_Objective_: Where the string "styles" occurs in the material below, report the whole line.

===

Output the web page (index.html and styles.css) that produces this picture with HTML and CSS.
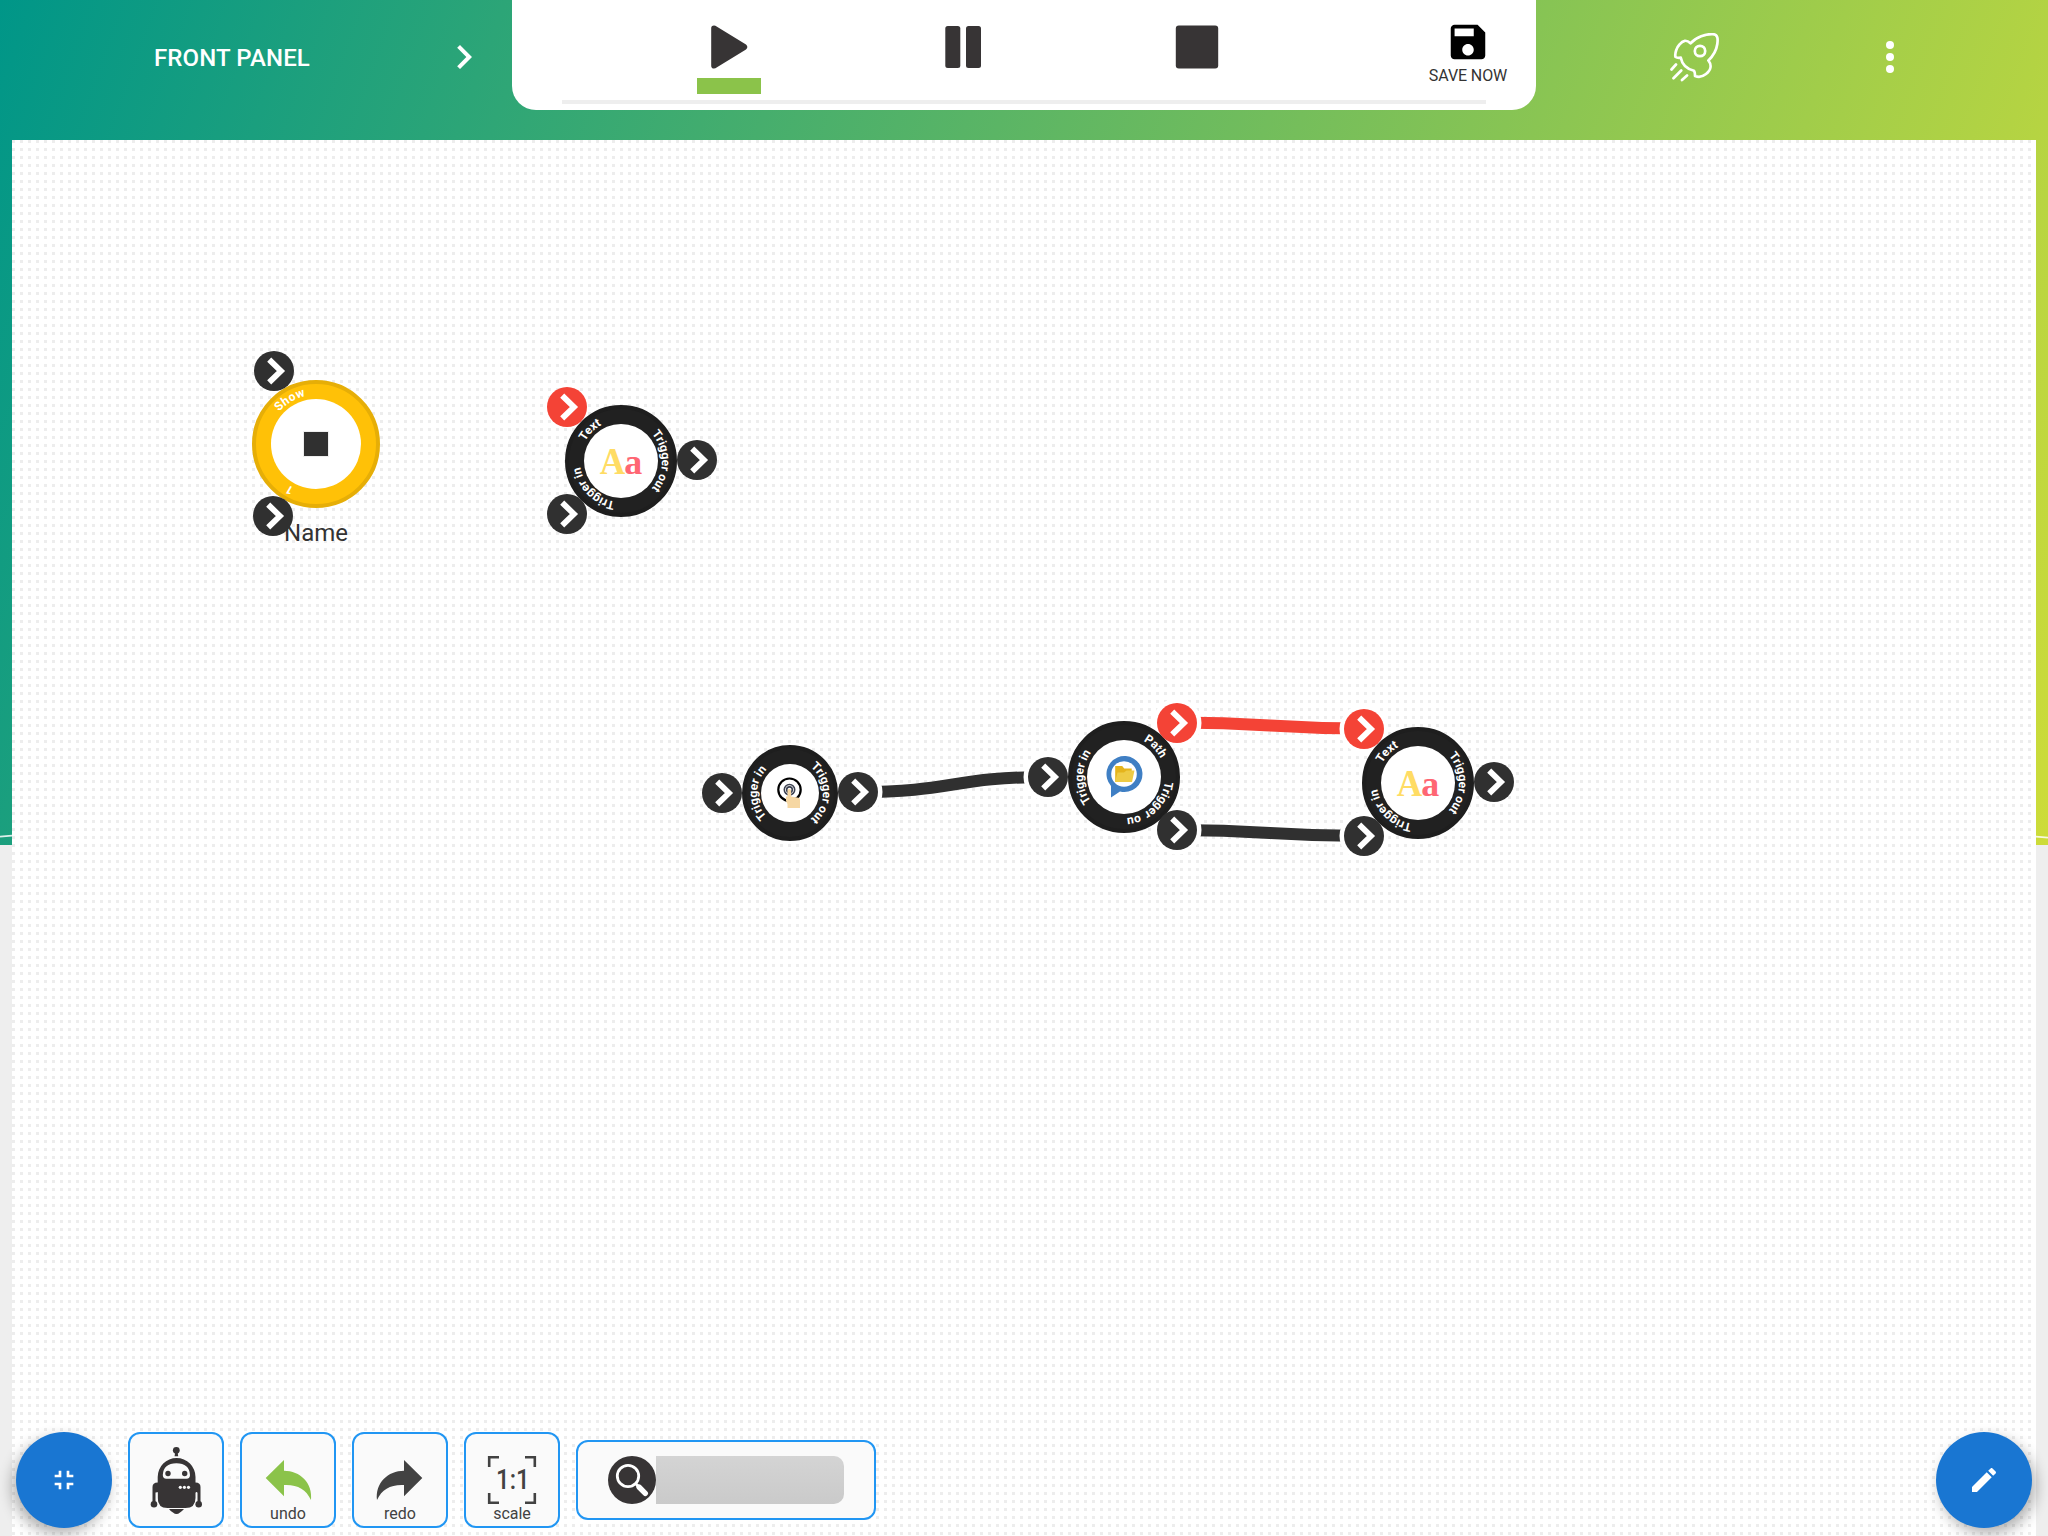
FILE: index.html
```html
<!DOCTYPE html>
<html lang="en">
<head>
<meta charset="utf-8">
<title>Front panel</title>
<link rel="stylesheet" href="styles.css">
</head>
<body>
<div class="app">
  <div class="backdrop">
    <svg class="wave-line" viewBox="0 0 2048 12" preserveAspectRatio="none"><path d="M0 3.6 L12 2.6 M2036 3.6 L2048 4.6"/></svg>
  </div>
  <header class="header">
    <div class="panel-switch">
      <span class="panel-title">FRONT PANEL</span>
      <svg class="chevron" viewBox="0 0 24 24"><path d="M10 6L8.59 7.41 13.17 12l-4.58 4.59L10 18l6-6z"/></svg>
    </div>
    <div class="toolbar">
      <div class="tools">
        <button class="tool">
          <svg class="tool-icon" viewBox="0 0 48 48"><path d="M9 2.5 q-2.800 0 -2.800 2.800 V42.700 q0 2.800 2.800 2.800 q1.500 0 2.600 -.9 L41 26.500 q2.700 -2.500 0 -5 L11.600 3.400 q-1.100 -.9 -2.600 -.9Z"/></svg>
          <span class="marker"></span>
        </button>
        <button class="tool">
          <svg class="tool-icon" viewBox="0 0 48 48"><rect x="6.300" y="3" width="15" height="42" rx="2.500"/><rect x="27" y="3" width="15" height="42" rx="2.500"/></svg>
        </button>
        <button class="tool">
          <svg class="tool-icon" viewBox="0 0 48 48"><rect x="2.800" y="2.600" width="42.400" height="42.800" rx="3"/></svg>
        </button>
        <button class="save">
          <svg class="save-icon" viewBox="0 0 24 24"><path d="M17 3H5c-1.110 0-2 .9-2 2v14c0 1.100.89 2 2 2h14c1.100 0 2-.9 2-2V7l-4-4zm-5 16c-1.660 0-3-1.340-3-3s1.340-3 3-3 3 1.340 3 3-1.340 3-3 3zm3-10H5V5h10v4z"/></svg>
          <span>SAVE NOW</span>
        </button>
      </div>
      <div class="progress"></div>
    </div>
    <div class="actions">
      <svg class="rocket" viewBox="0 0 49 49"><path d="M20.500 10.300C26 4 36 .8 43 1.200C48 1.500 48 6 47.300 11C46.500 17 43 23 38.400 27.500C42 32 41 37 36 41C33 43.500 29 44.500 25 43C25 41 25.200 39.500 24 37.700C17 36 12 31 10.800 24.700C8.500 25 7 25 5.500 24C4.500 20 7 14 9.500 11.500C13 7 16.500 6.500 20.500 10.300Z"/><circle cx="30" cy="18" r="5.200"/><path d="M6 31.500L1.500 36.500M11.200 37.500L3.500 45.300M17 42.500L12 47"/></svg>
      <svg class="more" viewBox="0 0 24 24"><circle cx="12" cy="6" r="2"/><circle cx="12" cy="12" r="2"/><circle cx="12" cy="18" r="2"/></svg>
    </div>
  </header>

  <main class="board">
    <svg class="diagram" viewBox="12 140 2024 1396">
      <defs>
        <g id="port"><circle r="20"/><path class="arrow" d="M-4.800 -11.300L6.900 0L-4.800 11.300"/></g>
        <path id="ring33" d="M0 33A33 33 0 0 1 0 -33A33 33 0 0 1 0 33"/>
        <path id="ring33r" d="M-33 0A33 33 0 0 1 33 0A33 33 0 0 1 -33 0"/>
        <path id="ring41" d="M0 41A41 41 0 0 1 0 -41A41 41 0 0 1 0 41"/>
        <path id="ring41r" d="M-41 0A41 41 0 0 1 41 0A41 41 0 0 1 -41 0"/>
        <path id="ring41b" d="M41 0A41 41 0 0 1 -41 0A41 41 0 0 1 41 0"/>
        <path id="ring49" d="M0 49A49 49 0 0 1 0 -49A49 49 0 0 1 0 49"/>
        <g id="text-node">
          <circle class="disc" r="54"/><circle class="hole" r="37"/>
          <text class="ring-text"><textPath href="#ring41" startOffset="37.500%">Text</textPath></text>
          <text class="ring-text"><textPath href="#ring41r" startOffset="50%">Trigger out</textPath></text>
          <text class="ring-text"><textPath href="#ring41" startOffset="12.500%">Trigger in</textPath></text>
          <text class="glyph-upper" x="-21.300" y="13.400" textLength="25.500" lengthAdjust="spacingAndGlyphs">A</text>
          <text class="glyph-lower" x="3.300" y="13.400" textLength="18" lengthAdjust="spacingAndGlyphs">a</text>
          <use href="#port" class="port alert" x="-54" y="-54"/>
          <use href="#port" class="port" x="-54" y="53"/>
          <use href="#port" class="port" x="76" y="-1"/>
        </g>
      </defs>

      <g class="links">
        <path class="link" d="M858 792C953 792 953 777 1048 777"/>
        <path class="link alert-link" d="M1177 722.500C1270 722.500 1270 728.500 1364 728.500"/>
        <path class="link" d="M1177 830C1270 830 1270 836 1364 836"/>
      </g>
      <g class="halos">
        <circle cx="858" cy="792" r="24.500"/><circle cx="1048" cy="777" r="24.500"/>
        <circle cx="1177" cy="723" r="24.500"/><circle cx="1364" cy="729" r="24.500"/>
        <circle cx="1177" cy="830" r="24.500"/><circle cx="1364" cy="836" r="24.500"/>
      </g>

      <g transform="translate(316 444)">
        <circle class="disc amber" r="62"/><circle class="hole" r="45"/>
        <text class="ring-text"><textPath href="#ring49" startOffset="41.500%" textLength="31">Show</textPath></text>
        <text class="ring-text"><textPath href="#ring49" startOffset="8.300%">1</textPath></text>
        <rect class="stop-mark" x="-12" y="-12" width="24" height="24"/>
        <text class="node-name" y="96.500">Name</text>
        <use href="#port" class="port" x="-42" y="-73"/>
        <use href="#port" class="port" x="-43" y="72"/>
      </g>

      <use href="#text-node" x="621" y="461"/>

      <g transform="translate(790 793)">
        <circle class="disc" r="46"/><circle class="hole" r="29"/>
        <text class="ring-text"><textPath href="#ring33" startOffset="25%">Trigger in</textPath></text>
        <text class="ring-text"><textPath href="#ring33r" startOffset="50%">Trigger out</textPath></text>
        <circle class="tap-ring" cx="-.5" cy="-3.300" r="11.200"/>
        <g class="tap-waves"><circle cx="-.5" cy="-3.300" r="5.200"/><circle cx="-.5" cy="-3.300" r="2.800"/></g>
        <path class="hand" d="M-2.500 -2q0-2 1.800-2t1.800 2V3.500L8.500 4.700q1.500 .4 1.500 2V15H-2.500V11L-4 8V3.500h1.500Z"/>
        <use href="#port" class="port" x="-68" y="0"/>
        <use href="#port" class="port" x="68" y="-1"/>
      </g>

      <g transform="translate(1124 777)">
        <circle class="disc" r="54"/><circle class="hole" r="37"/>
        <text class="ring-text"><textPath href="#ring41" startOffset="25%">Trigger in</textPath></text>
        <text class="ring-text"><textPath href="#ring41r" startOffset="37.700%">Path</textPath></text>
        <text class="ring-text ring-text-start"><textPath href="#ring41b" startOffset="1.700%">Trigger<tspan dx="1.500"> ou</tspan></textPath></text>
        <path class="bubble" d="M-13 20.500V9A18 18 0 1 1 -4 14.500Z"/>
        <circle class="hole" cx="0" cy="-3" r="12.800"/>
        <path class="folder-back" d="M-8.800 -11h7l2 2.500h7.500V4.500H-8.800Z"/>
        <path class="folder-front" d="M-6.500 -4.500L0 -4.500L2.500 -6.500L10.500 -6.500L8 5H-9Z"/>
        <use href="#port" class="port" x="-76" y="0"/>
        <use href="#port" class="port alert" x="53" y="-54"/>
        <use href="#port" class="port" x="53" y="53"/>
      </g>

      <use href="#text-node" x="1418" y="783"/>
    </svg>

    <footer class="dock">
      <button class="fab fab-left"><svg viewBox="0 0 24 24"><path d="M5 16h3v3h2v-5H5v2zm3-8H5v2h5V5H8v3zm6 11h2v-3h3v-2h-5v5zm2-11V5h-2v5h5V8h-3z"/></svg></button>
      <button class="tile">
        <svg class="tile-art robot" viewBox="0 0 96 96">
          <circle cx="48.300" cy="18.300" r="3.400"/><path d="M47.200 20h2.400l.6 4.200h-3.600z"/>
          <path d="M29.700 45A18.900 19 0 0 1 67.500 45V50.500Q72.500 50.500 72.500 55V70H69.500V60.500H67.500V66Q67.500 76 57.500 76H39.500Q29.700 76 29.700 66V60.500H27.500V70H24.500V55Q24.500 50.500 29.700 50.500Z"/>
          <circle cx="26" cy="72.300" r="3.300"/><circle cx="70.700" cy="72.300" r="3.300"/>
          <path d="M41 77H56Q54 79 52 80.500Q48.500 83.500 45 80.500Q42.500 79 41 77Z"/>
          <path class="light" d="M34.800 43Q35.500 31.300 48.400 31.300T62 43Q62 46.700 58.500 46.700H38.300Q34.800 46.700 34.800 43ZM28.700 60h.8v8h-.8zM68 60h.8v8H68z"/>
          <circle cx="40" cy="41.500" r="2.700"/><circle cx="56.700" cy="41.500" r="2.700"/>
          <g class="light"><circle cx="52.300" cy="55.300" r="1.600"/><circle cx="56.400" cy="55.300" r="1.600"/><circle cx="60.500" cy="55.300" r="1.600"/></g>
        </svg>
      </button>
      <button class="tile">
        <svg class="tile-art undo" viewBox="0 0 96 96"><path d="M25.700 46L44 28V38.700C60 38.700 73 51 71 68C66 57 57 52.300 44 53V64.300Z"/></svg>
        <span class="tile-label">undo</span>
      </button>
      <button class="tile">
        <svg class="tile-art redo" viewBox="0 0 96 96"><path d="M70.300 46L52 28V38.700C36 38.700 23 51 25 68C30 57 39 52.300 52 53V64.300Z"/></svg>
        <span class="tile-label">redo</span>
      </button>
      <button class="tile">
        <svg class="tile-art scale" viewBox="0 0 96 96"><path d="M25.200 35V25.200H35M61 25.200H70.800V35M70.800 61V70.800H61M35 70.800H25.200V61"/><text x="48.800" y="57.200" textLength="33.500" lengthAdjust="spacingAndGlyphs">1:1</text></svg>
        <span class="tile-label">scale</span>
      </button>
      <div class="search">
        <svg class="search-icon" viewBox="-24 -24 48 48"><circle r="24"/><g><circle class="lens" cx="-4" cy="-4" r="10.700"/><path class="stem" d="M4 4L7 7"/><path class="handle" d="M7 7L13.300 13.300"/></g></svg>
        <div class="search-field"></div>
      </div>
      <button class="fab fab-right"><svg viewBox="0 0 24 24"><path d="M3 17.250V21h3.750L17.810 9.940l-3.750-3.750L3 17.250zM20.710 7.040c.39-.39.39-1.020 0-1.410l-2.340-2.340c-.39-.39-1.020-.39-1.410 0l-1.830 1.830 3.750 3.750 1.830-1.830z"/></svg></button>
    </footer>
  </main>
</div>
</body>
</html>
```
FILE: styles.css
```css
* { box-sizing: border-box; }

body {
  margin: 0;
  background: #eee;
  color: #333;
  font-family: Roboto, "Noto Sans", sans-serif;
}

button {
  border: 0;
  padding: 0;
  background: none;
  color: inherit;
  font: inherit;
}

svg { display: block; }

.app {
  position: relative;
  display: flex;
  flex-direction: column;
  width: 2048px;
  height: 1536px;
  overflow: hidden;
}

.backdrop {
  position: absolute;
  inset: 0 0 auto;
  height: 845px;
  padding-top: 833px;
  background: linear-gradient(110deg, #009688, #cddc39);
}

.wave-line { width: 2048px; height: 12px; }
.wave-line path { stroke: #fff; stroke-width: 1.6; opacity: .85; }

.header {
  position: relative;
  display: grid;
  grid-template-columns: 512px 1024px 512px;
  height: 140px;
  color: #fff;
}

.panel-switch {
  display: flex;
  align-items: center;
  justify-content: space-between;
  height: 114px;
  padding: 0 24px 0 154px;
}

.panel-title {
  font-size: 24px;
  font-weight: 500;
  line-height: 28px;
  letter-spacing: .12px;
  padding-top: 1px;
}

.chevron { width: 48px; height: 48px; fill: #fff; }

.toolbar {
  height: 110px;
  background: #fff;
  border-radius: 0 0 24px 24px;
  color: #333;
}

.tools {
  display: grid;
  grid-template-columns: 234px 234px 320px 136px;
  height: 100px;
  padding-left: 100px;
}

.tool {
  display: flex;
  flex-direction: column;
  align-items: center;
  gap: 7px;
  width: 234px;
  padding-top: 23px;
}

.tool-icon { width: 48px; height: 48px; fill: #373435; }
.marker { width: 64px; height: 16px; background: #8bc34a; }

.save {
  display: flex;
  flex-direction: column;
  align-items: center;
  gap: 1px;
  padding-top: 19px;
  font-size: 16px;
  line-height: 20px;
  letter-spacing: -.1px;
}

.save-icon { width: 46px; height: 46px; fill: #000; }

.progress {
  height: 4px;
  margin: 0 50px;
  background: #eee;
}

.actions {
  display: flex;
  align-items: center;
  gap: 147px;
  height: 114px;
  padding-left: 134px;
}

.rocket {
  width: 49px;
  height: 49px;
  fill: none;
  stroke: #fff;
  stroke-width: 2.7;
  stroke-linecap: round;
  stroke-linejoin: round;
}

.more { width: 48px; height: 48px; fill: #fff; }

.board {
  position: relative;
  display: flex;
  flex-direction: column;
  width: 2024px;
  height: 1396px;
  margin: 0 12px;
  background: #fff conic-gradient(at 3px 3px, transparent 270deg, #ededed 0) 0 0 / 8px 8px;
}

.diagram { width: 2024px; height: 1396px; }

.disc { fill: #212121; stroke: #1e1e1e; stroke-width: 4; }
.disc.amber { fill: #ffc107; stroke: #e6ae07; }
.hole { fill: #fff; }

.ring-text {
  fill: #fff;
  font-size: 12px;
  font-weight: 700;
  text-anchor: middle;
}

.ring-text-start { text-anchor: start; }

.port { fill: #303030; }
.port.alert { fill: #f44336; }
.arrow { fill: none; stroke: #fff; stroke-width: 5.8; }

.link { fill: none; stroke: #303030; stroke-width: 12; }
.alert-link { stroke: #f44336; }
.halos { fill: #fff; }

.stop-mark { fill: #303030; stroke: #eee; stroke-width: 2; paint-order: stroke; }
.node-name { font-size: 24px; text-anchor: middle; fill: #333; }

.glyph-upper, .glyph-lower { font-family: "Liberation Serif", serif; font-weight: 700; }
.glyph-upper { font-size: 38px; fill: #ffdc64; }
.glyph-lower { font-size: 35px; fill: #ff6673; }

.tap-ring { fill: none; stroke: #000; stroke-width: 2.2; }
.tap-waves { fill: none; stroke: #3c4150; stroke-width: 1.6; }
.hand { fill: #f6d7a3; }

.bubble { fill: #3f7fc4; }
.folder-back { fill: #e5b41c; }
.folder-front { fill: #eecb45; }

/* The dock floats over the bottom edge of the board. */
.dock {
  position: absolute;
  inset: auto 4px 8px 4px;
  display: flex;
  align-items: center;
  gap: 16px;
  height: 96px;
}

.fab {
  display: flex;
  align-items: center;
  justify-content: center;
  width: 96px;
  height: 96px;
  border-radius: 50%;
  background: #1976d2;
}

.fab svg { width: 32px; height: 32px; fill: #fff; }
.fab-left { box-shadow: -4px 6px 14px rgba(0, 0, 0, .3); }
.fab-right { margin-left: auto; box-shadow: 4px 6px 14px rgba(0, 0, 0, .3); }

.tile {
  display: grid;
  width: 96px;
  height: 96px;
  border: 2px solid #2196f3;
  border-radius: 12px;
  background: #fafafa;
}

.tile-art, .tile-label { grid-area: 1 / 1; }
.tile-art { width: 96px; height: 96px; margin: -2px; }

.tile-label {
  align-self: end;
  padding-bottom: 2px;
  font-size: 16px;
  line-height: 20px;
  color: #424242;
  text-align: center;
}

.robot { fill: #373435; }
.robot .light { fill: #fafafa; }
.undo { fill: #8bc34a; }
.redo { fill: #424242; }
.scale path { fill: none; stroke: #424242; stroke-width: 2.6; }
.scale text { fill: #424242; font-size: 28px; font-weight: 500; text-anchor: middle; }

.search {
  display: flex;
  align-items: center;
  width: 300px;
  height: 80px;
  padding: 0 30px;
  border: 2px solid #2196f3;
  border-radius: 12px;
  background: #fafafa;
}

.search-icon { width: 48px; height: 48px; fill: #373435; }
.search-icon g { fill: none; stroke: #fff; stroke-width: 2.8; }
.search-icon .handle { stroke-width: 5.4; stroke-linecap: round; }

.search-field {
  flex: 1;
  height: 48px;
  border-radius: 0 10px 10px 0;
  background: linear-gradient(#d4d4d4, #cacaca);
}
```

===

_Output_:
Output the web page (index.html and styles.css) that produces this picture with HTML and CSS.
<link rel="stylesheet" href="styles.css">
FILE: styles.css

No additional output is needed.